Rising Star

Home > Nonfiction > Rising Star > Page 119
Rising Star Page 119

by David J. Garrow


  On Friday, June 7, Illinois governor George Ryan, unhappy with the badly unbalanced budget adopted by the General Assembly the previous Sunday and concerned by the accelerating decline in state revenues, summoned legislators back to Springfield on Monday to confront his amendatory vetos. Barack was furious at some of Ryan’s cuts. “He’s proposing a $6 million reduction in early childhood block grants that we had specifically restored. He is proposing the total elimination of the HIV-AIDS prevention, outreach and treatment programs for minorities that we had specifically allocated $2 million for,” Barack told the Chicago Defender. “We should not eliminate programs that deal with children, the aged, the sick and the vulnerable of our society.” The root of the problem, Barack explained, “is that most of the time politicians in Springfield operate in obscurity. People don’t know what’s going on down there so they can cut deals without any fear of voter backlash.”
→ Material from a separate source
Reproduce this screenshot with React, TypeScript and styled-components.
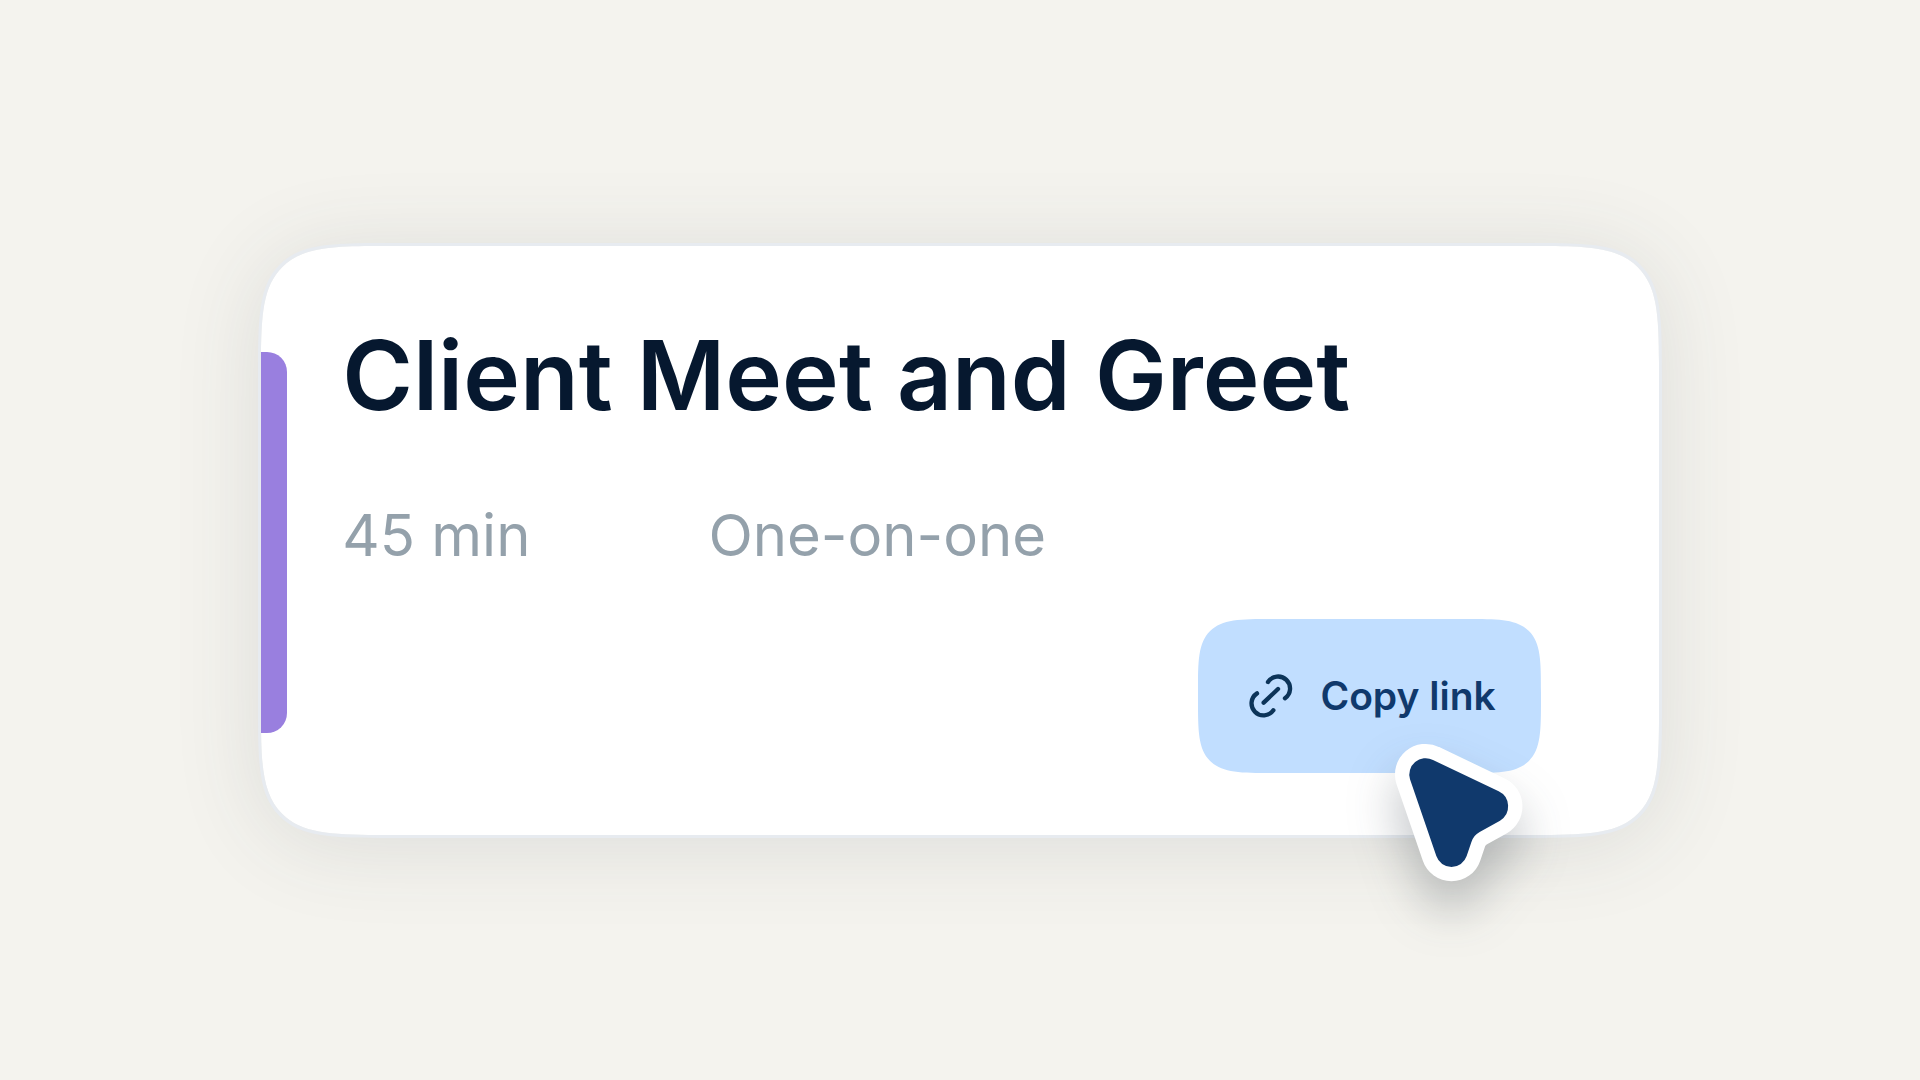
import React from "react";
import styled, { createGlobalStyle } from "styled-components";

const GlobalStyle = createGlobalStyle`
  *, *::before, *::after {
    box-sizing: border-box;
  }

  body {
    margin: 0;
    background: #f4f3ee;
    font-family: Inter, "Liberation Sans", sans-serif;
  }
`;

const Stage = styled.main`
  display: flex;
  align-items: center;
  justify-content: center;
  min-height: 100vh;
`;

const Card = styled.article`
  position: relative;
  display: flex;
  flex-direction: column;
  width: 73.1%;
  padding: 79px 118px 62px 81px;
  border: 3px solid #e7ebf0;
  border-radius: 72px;
  background: #ffffff;
  background-clip: padding-box;
  box-shadow: 0 8px 88px rgba(60, 65, 70, 0.12);

  @supports (corner-shape: squircle) {
    border-radius: 136px;
    corner-shape: squircle;
  }
`;

const Accent = styled.span`
  position: absolute;
  top: 106px;
  bottom: 102px;
  left: 0;
  width: 26px;
  border-radius: 0 20px 20px 0;
  background: #997fdf;
`;

const Title = styled.h1`
  margin: 0 0 78px;
  color: #06182f;
  font-size: 96px;
  font-weight: 600;
  line-height: 100px;
`;

const Details = styled.ul`
  display: flex;
  gap: 178px;
  margin: 0 0 52px;
  padding: 0;
  list-style: none;
`;

const Detail = styled.li`
  color: #94a1ab;
  font-size: 58px;
  line-height: 64px;
`;

const Action = styled.div`
  position: relative;
  align-self: flex-end;
`;

const CopyButton = styled.button`
  display: flex;
  align-items: center;
  gap: 26px;
  height: 154px;
  padding: 0 45px 0 50px;
  border: 0;
  border-radius: 46px;
  background: #c1deff;
  color: #10396c;
  font-family: inherit;
  font-size: 39px;
  font-weight: 600;
  line-height: 48px;
  cursor: pointer;

  @supports (corner-shape: squircle) {
    border-radius: 76px;
    corner-shape: squircle;
  }
`;

const LinkGlyph = styled.svg`
  width: 46px;
  height: 46px;
  fill: none;
  stroke: #0c3459;
  stroke-width: 13;
  stroke-linecap: round;
`;

const Pointer = styled.svg`
  position: absolute;
  right: -18px;
  bottom: -148px;
  width: 200px;
  height: 200px;
  overflow: visible;
  pointer-events: none;
  filter: drop-shadow(0 28px 24px rgba(40, 50, 60, 0.28));
`;

const POINTER_PATH =
  "M222 117 L419 211 A50 50 0 0 1 423 299 L362 333 Q343 343 337 364 L323 405 A48 48 0 0 1 232 405 L153 175 A49 49 0 0 1 222 117 Z";

function LinkIcon() {
  return (
    <LinkGlyph viewBox="56 38 138 138" aria-hidden="true">
      <path d="M116 65 A36 36 0 1 1 167 114" />
      <path d="M83 99 A36 36 0 1 0 132 150" />
      <path d="M103 127 L146 86" />
    </LinkGlyph>
  );
}

function PointerIcon() {
  return (
    <Pointer viewBox="0 0 600 600" aria-hidden="true">
      <path d={POINTER_PATH} fill="#fff" stroke="#fff" strokeWidth="86" strokeLinejoin="round" />
      <path d={POINTER_PATH} fill="#10396c" />
    </Pointer>
  );
}

const details = ["45 min", "One-on-one"];

export default function App() {
  return (
    <>
      <GlobalStyle />
      <Stage>
        <Card>
          <Accent />
          <Title>Client Meet and Greet</Title>
          <Details>
            {details.map((text) => (
              <Detail key={text}>{text}</Detail>
            ))}
          </Details>
          <Action>
            <CopyButton type="button">
              <LinkIcon />
              Copy link
            </CopyButton>
            <PointerIcon />
          </Action>
        </Card>
      </Stage>
    </>
  );
}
  On Tuesday, June 11, the Senate began a tedious series of 234 successive votes on particular line items the governor had deleted from the budget. One-quarter of the way through, Rickey Hendon rose to advocate overturning a Ryan veto that would result in the closing of a Department of Children and Family Services (DCFS) welfare office in his district. “I challenge any of you,” he told his colleagues, “to go . . . and see how these children are living in squalor, how these children are dying, how these children are victimized. You wouldn’t close this office.” The electronic roll was taken, with twenty Democrats plus Republican Kirk Dillard voting to override the veto and thirty-one Republicans and five liberal Democrats—Terry Link, Lisa Madigan, Carol Ronen, Ira Silverstein, and Barack—voting to affirm.
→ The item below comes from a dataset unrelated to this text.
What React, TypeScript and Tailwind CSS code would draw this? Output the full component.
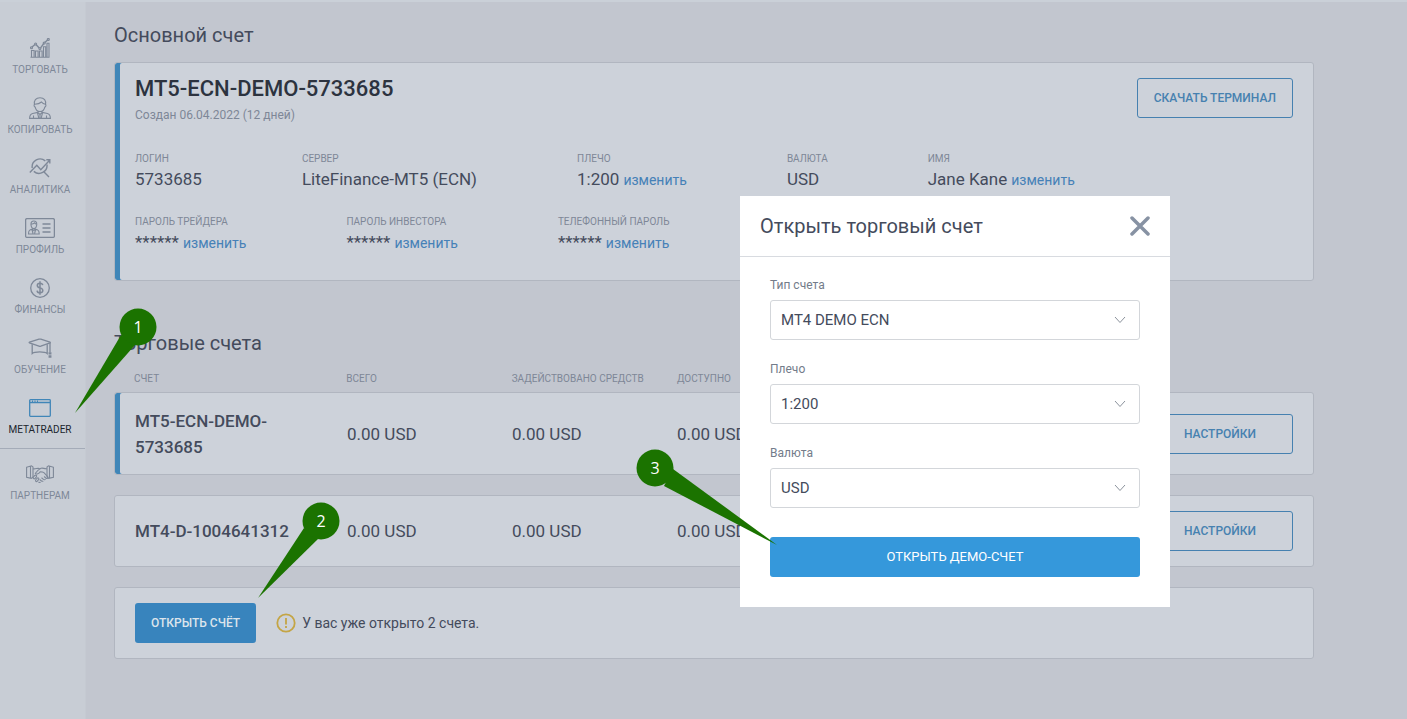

  As debate turned to the next line item, Barack spoke, saying he would vote to affirm this veto because it did not concern “core operations that affect those people who need state services the most.” He added a lighthearted reference to his mother-in-law, Marian Robinson, explaining how she was “a gold medal winner in the hundred-yard dash in the Senior Olympics. She could whip all of you.” Barack teasingly mentioned that he soon would be visiting the Senate president’s home district, saying “I hear there are a few Democrats out in DuPage, Pate,” before becoming more serious. “We need to open up the appropriations process a little bit more so that every one of the members here, as well as the public and the press, have an opportunity to look at some of these line items and can make some judicious decisions about whether it’s worthwhile to fund some of these programs.”
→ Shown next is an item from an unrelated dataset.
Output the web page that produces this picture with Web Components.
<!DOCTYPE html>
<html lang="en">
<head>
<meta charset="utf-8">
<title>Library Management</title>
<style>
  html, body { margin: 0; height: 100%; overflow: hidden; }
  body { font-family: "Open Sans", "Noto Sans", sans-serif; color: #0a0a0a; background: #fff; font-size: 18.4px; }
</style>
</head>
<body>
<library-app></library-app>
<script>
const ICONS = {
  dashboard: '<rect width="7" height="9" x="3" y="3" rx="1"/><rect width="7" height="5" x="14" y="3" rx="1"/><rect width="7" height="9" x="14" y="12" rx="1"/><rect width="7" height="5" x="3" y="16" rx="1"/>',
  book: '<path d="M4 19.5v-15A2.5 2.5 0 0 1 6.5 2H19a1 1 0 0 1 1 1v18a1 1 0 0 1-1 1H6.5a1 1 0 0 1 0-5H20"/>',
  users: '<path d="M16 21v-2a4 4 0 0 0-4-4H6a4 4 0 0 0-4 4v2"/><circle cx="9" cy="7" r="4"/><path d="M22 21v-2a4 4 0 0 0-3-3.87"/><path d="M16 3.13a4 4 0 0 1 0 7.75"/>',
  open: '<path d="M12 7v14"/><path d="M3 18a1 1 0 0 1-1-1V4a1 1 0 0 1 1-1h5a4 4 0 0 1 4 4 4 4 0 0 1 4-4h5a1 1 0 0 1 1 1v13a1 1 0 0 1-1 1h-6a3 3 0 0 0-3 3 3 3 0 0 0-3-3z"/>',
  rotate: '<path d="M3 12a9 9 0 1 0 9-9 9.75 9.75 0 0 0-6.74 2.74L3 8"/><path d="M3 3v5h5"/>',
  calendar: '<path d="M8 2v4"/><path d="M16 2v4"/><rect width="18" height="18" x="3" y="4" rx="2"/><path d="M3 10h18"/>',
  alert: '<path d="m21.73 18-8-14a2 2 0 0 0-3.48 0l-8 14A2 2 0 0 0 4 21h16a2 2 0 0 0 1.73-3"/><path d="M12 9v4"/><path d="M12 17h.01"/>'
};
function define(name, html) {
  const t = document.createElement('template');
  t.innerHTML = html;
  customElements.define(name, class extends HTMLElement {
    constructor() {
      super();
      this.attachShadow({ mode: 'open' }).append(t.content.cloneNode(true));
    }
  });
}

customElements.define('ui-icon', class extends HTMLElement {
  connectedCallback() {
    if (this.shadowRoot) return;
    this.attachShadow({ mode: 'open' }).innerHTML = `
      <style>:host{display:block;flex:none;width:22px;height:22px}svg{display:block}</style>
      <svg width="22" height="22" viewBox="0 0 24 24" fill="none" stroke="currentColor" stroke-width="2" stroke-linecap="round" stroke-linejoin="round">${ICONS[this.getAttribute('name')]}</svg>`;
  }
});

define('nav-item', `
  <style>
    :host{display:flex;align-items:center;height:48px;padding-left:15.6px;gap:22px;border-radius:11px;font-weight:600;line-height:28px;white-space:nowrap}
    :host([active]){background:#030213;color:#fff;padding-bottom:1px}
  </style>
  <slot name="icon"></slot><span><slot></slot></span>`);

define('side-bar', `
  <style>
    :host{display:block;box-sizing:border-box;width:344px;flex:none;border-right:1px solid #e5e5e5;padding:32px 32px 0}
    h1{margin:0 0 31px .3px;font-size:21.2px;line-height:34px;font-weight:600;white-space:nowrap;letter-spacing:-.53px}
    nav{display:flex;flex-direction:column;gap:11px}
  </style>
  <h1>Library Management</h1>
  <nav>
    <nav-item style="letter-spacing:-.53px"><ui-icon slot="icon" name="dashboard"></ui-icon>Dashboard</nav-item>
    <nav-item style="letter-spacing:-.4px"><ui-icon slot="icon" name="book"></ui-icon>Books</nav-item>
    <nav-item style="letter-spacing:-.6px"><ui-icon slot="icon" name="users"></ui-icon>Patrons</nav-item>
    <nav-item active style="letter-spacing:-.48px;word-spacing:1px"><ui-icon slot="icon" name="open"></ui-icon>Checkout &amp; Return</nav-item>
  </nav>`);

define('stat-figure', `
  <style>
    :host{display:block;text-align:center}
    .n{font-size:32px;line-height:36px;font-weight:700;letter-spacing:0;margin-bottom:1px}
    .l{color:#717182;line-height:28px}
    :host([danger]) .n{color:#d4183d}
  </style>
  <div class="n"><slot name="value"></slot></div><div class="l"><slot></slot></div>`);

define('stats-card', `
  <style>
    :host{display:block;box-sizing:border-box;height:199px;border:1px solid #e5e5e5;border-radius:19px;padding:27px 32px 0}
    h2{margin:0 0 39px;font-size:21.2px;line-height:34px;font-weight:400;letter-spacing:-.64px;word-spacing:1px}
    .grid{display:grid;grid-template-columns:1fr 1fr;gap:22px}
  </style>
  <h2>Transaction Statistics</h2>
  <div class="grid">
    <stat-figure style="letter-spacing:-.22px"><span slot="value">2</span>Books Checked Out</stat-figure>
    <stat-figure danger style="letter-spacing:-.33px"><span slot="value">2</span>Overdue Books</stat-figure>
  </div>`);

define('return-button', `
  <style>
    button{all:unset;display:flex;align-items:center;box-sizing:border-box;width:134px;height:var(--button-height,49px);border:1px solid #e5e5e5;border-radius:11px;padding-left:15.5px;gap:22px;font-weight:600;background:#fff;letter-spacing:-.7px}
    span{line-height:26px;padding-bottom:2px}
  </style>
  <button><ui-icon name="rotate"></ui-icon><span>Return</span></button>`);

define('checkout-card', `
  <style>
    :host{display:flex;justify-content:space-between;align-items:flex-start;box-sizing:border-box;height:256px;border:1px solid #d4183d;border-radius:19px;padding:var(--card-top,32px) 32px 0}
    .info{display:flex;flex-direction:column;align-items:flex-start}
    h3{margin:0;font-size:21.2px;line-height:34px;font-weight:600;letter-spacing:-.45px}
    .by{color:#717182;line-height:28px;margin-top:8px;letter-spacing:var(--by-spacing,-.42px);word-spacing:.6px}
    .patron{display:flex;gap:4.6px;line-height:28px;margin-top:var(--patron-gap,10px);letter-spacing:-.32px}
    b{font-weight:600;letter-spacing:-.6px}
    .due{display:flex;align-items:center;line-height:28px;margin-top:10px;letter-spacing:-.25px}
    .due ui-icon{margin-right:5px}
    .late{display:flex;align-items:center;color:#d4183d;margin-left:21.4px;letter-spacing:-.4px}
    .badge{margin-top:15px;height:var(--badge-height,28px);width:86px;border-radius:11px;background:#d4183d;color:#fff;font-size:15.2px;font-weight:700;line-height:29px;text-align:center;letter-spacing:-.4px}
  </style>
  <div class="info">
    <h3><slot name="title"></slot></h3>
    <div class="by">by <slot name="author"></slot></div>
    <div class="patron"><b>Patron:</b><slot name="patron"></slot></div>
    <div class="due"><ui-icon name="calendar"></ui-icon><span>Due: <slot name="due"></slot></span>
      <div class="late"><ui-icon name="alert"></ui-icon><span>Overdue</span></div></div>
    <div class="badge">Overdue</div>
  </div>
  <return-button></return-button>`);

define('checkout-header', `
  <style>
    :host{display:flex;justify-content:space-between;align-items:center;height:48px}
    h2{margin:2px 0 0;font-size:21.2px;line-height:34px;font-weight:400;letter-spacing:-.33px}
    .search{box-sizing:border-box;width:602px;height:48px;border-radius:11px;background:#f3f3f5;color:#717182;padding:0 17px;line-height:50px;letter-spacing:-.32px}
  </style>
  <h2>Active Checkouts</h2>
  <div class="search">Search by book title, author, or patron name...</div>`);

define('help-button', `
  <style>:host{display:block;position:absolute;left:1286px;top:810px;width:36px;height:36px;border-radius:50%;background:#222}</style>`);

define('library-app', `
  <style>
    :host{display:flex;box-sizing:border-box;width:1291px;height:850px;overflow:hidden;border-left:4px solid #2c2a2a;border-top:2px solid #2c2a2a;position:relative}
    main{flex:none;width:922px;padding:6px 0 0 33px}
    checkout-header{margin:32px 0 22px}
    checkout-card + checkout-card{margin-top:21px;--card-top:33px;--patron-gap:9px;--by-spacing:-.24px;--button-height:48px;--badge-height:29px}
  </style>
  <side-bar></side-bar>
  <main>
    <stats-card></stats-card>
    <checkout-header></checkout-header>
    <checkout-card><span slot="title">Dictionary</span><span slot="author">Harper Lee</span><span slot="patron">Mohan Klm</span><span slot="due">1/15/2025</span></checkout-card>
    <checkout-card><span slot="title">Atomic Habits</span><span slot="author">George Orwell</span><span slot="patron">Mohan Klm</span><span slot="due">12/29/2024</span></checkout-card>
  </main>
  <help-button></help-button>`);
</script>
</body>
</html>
  Then Rickey Hendon sought the floor. “I just want to say to the last speaker, you got a lot of nerve to talk about being responsible and then you voted for closing the DCFS office on the West Side, when you wouldn’t have voted to close it on the South Side. So I apologize to my Republican friends about my bipartisanship comments, ’cause clearly there’s some Democrats on this side of the aisle that don’t care about the West Side either, especially the last speaker.” Barack responded immediately. “I understand Senator Hendon’s anger at—actually—the—I was not aware that I had voted no on that last piece of legislation. I would have the Record record that I intended to vote yes. On the other hand, I would appreciate that next time my dear colleague Senator Hendon ask me about a vote before he names me on the floor.”

  Then, for the first and only time in his entire life, Barack Obama completely fucking lost it. He walked to Hendon’s seat, placed a hand on Hendon’s shoulder, and as Hendon remembered it, “leaned over and stuck his jagged, strained face into my space and told me in an eerie, dark voice that came from some secret place within the ugly side of him, ‘You embarrassed me on the Senate floor, and if you ever do it again, I will kick your ass!’” Hendon replied “‘What?’” and Barack said, “‘You heard me, motherfucker, and if you come back here by the telephone, where the press can’t see it, I will kick your ass right now!’” at the back of the chamber. “I stacked my few papers quietly on my desk in front of me and said, ‘Okay, motherfucker, let’s go!’”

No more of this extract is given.